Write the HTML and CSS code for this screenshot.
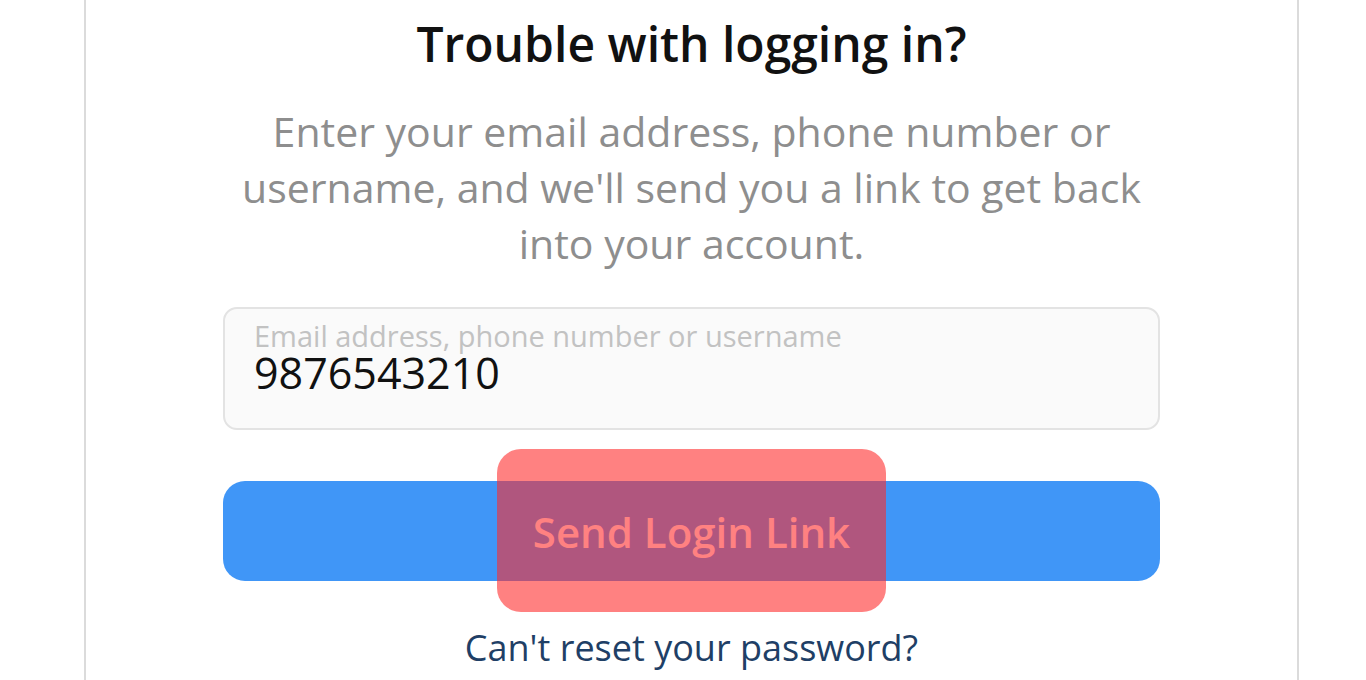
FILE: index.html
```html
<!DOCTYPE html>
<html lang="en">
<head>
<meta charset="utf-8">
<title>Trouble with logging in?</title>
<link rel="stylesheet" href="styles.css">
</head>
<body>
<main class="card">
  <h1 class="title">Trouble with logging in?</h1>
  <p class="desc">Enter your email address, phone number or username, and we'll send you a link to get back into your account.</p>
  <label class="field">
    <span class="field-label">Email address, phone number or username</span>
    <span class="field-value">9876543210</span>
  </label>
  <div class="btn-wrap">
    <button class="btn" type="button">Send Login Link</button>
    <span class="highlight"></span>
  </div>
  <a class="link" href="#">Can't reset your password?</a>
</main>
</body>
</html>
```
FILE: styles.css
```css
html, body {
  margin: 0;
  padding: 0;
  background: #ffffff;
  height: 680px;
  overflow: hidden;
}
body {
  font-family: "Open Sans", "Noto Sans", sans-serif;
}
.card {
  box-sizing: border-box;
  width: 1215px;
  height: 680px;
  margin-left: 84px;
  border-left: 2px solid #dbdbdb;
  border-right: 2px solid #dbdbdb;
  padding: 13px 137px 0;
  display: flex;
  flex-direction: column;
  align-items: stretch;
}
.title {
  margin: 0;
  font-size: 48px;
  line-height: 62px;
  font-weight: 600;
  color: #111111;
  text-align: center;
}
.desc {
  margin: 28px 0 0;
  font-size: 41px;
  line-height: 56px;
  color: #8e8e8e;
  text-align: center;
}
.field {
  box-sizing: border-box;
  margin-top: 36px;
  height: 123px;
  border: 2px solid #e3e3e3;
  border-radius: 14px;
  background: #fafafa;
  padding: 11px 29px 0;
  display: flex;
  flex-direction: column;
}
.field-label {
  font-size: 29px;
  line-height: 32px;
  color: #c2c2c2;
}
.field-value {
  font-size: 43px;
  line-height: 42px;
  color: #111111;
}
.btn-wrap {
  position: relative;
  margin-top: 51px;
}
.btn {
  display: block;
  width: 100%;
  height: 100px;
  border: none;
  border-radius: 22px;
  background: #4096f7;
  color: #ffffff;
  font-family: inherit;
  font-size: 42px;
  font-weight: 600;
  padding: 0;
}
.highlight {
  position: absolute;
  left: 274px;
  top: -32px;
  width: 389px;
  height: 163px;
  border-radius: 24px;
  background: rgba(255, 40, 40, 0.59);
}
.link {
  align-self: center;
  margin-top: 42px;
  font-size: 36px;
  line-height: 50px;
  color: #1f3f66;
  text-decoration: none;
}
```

■ ■ ■ ■ ■ ■ ■

Goal of the exercise:
Reproduce the whole listing above word for word, but not its pictures.

Task answer:
Write the HTML and CSS code for this screenshot.
FILE: index.html
```html
<!DOCTYPE html>
<html lang="en">
<head>
<meta charset="utf-8">
<title>Trouble with logging in?</title>
<link rel="stylesheet" href="styles.css">
</head>
<body>
<main class="card">
  <h1 class="title">Trouble with logging in?</h1>
  <p class="desc">Enter your email address, phone number or username, and we'll send you a link to get back into your account.</p>
  <label class="field">
    <span class="field-label">Email address, phone number or username</span>
    <span class="field-value">9876543210</span>
  </label>
  <div class="btn-wrap">
    <button class="btn" type="button">Send Login Link</button>
    <span class="highlight"></span>
  </div>
  <a class="link" href="#">Can't reset your password?</a>
</main>
</body>
</html>
```
FILE: styles.css
```css
html, body {
  margin: 0;
  padding: 0;
  background: #ffffff;
  height: 680px;
  overflow: hidden;
}
body {
  font-family: "Open Sans", "Noto Sans", sans-serif;
}
.card {
  box-sizing: border-box;
  width: 1215px;
  height: 680px;
  margin-left: 84px;
  border-left: 2px solid #dbdbdb;
  border-right: 2px solid #dbdbdb;
  padding: 13px 137px 0;
  display: flex;
  flex-direction: column;
  align-items: stretch;
}
.title {
  margin: 0;
  font-size: 48px;
  line-height: 62px;
  font-weight: 600;
  color: #111111;
  text-align: center;
}
.desc {
  margin: 28px 0 0;
  font-size: 41px;
  line-height: 56px;
  color: #8e8e8e;
  text-align: center;
}
.field {
  box-sizing: border-box;
  margin-top: 36px;
  height: 123px;
  border: 2px solid #e3e3e3;
  border-radius: 14px;
  background: #fafafa;
  padding: 11px 29px 0;
  display: flex;
  flex-direction: column;
}
.field-label {
  font-size: 29px;
  line-height: 32px;
  color: #c2c2c2;
}
.field-value {
  font-size: 43px;
  line-height: 42px;
  color: #111111;
}
.btn-wrap {
  position: relative;
  margin-top: 51px;
}
.btn {
  display: block;
  width: 100%;
  height: 100px;
  border: none;
  border-radius: 22px;
  background: #4096f7;
  color: #ffffff;
  font-family: inherit;
  font-size: 42px;
  font-weight: 600;
  padding: 0;
}
.highlight {
  position: absolute;
  left: 274px;
  top: -32px;
  width: 389px;
  height: 163px;
  border-radius: 24px;
  background: rgba(255, 40, 40, 0.59);
}
.link {
  align-self: center;
  margin-top: 42px;
  font-size: 36px;
  line-height: 50px;
  color: #1f3f66;
  text-decoration: none;
}
```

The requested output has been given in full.